Boy Willie believes that their father would be on his side. Berniece describes how their mother “polished this piano with her tears for seventeen years,” rubbing until her hands started to bleed and then rubbing her blood into the wood (53). Then, every day, she would tell Berniece to play. Berniece declares, “You always talking about your daddy but you ain’t never stopped to look at what his foolishness cost your mama” (54). She asks whether 17 years of loneliness was worth this “piece of wood” and revenge. Berniece exclaims that the men are all the same, perpetuating a cycle of stealing and killing. Nothing ever comes of it but more violence and theft. She accuses Boy Willie of killing Crawley, “just as sure as if [he] pulled the trigger” (54). Boy Willie and Lymon asked Crawley to help them load wood into their truck, and Berniece says that Crawley didn’t know the wood was stolen.
Boy Willie claims that they didn’t steal the wood. They were just “keeping […] a little bit on the side” of what they were hauling, and Crawley knew the circumstances (55). Some men saw where they were keeping it, and when Crawley heard that they might try to take the wood first, he got his gun. Boy Willie argues that Crawley was killed because he started shooting and the other men shot back. Berniece cries that they’re here and Crawley isn’t. She starts to hit Boy Willie, repeating, “He ain’t here, is he?” (55). Boy Willie reiterates that it wasn’t his fault until Doaker pulls her away from him. Suddenly, Maretha screams in terror upstairs.
As the action of the first act unfolds, the characters are haunted by ghosts, both literal and metaphorical. Boy Willie and Lymon enter and disrupt the peace and regularity of Berniece’s and Doaker’s lives, bringing the literal ghost of Sutter with them. When Berniece sees Sutter, Boy Willie refuses to believe that the ghost is real, although he believes in the Ghosts of the Yellow Dog and Berniece doesn’t. Later, all the characters feel Sutter’s presence, but the most notable sighting is by Maretha, who is the only character who never met Sutter.

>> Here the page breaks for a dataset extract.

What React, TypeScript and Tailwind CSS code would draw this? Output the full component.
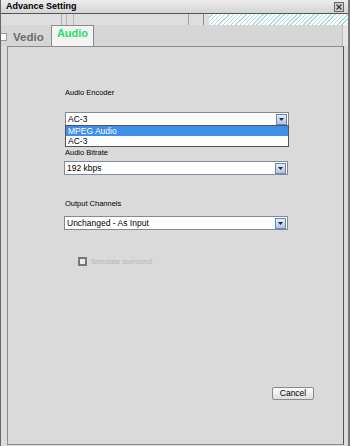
import React from "react";

const font = { fontFamily: '"Liberation Sans", Arial, sans-serif' };

function Combo({ value, open }: { value: string; open?: boolean }) {
  return (
    <div className="relative w-[224px]">
      <div className="flex h-[14px] items-center justify-between border border-[#7f8a99] bg-white pl-[2px] pr-[1px]">
        <span className="text-[8.5px] leading-none text-black">{value}</span>
        <div className="flex h-[11px] w-[11px] items-center justify-center border border-[#6f87b0] bg-gradient-to-b from-[#e2ebf8] to-[#b3c6e6]">
          <svg width="5" height="3" viewBox="0 0 5 3">
            <path d="M0 0h5L2.5 3z" fill="#1c2a44" />
          </svg>
        </div>
      </div>
      {open && (
        <div className="absolute left-0 top-[13px] z-10 w-[224px] border border-[#555] bg-white">
          <div className="flex h-[10px] items-center bg-[#3f8ee8] pl-[2px] text-[8.5px] leading-none text-white">MPEG Audio</div>
          <div className="flex h-[10px] items-center pl-[2px] text-[8.5px] leading-none text-black">AC-3</div>
        </div>
      )}
    </div>
  );
}

export default function App() {
  return (
    <div style={font} className="relative flex h-[446px] w-[350px] flex-col overflow-hidden border-l border-r-2 border-l-[#666] border-r-[#777] bg-[#dcdcdc]">
      {/* title bar */}
      <div className="flex h-[14px] items-center justify-between border-b border-[#555] bg-gradient-to-b from-[#ececec] to-[#d4d4d4] pl-[5px] pr-[4px]">
        <span className="text-[9px] font-bold leading-none text-black">Advance Setting</span>
        <div className="flex h-[10px] w-[10px] items-center justify-center border border-[#666] bg-[#d0d0d0]">
          <svg width="6" height="6" viewBox="0 0 6 6">
            <path d="M0.5 0.5l5 5M5.5 0.5l-5 5" stroke="#333" strokeWidth="1.2" />
          </svg>
        </div>
      </div>

      {/* strip */}
      <div className="flex h-[11px] bg-[#dedede]">
        <div className="w-[61px] border-r border-[#b0b0b0]" />
        <div className="w-[5px] border-r border-[#b8b8b8]" />
        <div className="w-[7px] border-r border-[#b8b8b8]" />
        <div className="w-[115px] border-r border-[#a0a0a0]" />
        <div className="w-[15px] border-r border-[#888]" />
        <div className="w-[5px]" />
        <div className="flex-1 bg-[repeating-linear-gradient(135deg,#ffffff_0px,#ffffff_2px,#a9dcdc_2px,#a9dcdc_3px)]" />
      </div>

      {/* tabs */}
      <div className="flex h-[21px] bg-[#d6d6d6]">
        <div className="relative flex w-[50px] items-end pb-[3px] pl-[12px]">
          <div className="absolute left-0 top-[8px] h-[8px] w-[6px] border border-l-0 border-[#999] bg-white" />
          <span className="text-[11.5px] font-bold leading-none text-[#6a6a6a]">Vedio</span>
        </div>
        <div className="flex w-[43px] items-start justify-center border border-b-0 border-[#8a8a8a] bg-[#f4f4f4] pt-[2px]">
          <span className="text-[11px] font-bold leading-none text-[#22e06a]">Audio</span>
        </div>
        <div className="flex-1 border-r border-[#bbb]" />
        <div className="w-[5px] bg-[#e6e6e6]" />
      </div>

      {/* panel */}
      <div className="relative mb-[1px] ml-[6px] mr-[4px] flex flex-1 flex-col border border-[#8c8c8c] border-r-[#555] bg-[#dadada]">
        <div className="ml-[57px] mt-[41px] flex flex-col">
          <span className="h-[10px] text-[7.5px] leading-[10px] text-black">Audio Encoder</span>
          <div className="mt-[14px]">
            <Combo value="AC-3" open />
          </div>
          <span className="mt-[22px] h-[10px] text-[7.5px] leading-[10px] text-black">Audio Bitrate</span>
          <div className="ml-[-1px] mt-[3px]">
            <Combo value="192 kbps" />
          </div>
          <span className="mt-[24px] h-[10px] text-[7.5px] leading-[10px] text-black">Output Channels</span>
          <div className="ml-[-1px] mt-[7px]">
            <Combo value="Unchanged - As Input" />
          </div>
          <div className="ml-[13px] mt-[27px] flex items-center gap-[4px]">
            <div className="h-[9px] w-[9px] border-2 border-[#777] bg-[#ececec]" />
            <span className="text-[7.5px] leading-none text-[#b4b4b4]">Simulate surround</span>
          </div>
        </div>

        <div className="mt-[121px] flex justify-end pr-[29px]">
          <button className="flex h-[13px] w-[42px] items-center justify-center rounded-[2px] border border-[#8a8a8a] bg-gradient-to-b from-[#fbfbfb] to-[#dedede] text-[8.5px] leading-none text-black">
            Cancel
          </button>
        </div>
      </div>
    </div>
  );
}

Berniece has protected Maretha from the history of their family, raising her to play the piano without the heaviness of the sacrifice it represents. But Berniece can’t shield Maretha from their ghosts by keeping her ignorant.

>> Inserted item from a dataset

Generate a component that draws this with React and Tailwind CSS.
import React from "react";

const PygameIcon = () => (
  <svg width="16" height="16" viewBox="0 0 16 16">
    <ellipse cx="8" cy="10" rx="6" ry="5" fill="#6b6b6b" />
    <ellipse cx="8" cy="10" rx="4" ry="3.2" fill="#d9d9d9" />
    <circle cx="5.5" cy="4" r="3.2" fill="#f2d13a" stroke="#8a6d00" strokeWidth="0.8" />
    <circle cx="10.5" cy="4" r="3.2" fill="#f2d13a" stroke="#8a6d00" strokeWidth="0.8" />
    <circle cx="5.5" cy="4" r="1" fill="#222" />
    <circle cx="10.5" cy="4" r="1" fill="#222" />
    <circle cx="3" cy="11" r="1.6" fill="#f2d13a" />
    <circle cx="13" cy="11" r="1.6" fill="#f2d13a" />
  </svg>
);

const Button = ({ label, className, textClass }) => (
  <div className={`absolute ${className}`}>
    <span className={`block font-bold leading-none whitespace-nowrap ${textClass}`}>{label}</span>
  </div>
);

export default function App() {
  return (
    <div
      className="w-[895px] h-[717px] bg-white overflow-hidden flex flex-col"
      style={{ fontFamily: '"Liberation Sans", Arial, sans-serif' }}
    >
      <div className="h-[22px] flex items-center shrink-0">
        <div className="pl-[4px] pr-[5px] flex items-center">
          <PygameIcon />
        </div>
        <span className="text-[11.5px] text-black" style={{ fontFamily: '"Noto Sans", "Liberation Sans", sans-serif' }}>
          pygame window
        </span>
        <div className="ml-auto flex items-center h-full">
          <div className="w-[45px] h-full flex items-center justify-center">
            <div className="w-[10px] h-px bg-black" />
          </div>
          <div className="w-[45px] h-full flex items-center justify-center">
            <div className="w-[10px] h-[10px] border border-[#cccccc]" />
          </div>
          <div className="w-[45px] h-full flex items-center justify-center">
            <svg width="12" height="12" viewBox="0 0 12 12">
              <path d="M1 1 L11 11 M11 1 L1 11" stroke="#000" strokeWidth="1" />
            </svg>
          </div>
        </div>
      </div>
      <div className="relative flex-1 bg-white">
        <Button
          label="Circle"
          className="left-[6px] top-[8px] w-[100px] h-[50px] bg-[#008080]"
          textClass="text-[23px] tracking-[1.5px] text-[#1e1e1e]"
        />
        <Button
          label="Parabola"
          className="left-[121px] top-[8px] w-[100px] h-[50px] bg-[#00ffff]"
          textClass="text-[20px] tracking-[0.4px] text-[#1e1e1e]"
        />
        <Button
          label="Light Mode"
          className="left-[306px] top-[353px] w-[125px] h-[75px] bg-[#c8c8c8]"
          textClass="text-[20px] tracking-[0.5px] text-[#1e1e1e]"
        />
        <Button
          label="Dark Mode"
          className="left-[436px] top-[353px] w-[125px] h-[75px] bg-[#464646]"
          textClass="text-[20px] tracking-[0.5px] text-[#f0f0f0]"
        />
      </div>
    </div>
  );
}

Most of August Wilson’s plays include elements of magical realism through depictions of the supernatural or spirituality, all of which might be interpreted by the director and by the audience as either real or manifestations of the characters’ faith. Wilson creates uncertainty around whether Sutter really appears to Berniece and Maretha in a blue suit, whether Wining Boy communicates with the Ghosts of the Yellow Dog, and whether there are ghosts killing white men for oppressing and murdering Black people. Wilson never clarifies whether the supernatural elements are real. Nevertheless, Religion, Spirituality, and Supernatural Experiences form a central theme in the play, and apparent ethereal presences repeatedly produce concrete effects.

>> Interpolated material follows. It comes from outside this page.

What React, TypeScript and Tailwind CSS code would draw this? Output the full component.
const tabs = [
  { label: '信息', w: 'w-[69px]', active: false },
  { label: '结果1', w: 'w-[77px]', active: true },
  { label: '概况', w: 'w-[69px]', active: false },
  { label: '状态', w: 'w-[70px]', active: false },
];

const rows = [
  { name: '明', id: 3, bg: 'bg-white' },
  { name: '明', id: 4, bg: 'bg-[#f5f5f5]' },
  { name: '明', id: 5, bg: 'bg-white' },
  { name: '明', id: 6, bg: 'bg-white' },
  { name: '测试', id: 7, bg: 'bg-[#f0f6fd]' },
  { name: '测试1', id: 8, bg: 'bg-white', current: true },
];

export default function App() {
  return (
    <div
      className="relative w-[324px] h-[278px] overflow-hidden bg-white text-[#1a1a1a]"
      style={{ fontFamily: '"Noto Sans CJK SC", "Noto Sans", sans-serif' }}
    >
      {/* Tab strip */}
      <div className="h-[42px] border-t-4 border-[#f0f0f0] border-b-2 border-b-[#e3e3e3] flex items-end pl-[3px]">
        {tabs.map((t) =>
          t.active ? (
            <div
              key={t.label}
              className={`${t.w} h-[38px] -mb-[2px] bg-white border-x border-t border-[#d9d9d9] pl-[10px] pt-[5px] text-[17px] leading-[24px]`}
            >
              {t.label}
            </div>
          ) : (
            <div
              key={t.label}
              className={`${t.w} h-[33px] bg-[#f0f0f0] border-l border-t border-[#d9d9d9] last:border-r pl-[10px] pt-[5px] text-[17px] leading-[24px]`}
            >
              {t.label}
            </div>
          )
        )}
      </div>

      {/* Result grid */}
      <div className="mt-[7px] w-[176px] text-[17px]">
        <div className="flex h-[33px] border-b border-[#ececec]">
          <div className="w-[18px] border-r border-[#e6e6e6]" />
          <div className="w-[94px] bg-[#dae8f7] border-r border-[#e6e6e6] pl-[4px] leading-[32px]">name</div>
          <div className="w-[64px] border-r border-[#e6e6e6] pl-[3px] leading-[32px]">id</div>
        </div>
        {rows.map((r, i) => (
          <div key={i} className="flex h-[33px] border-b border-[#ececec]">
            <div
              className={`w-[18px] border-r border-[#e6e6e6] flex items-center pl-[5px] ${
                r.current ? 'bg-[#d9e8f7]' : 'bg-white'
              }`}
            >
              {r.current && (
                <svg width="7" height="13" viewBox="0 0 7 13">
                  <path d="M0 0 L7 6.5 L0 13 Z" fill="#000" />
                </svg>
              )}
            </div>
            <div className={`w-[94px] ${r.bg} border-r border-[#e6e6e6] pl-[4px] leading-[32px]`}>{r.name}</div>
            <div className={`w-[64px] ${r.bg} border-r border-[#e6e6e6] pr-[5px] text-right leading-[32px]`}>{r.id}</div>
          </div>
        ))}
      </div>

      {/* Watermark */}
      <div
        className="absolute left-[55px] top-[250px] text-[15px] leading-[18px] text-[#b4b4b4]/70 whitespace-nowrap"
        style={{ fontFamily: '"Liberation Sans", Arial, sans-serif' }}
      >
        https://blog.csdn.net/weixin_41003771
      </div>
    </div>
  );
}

Wilson portrays spirituality and religiosity as deeply ingrained in Black consciousness, and music is an extension of that spiritual connectedness, particularly in The Language of the Blues. The piano is linked to Sutter’s ghost. Whether the piano is attracting the malevolent spirit or protecting the house from it, Sutter’s ghost is riled at the end of the act by Boy Willie’s determination to move the heavy instrument. The piano was paid for with Berniece and Boy Willie’s father’s blood and polished with their mother’s, and almost every family member can play it. But music transcends the physical presence of the piano and the blood shared among family. The history of Black music and the blues is tied to slavery, when Black people working in a field or on a chain gang would keep the rhythm of the work and pass the time by singing work songs. One of the most powerful moments in the play is when the men sing “Berta, Berta,” a prison work song. Boy Willie starts the song and Lymon, Wining Boy, and Doaker each join in, recognizing each other through music and their mutual experience of doing time in the Mississippi State Penitentiary. Through music, Lymon is family too.
Boy Willie has come to Pittsburgh in pursuit of the American Dream, determined to raise enough money to buy his own land so he can own his own labor. The theme of Generational Inheritance and the Black American Dream is also linked to the ever-presence of the railroad, which is infused with the family’s blood. Doaker has given 27 years of blood and sweat to the railway, now as a cook, but he—and for six months, Wining Boy—once laid track. Doaker built the Yellow Dog, the line that would become soaked in his brother’s blood. To Wining Boy, who feels the need to wander, the railroad is a means of rambling and escape. Doaker sees the railroad as predictable, drawing a loose metaphor for stepping onto a path in life. Many passengers get on the wrong train and find themselves heading in the wrong direction. Doaker muses, “They think the train’s supposed to go where they going rather than where it’s going” (23). But once they get on a train, the train goes exactly where it is supposed to go. Whether someone is on the right train or the wrong train, they can’t get off until it stops—unless, of course, a white mob stops the train to set fire to a boxcar.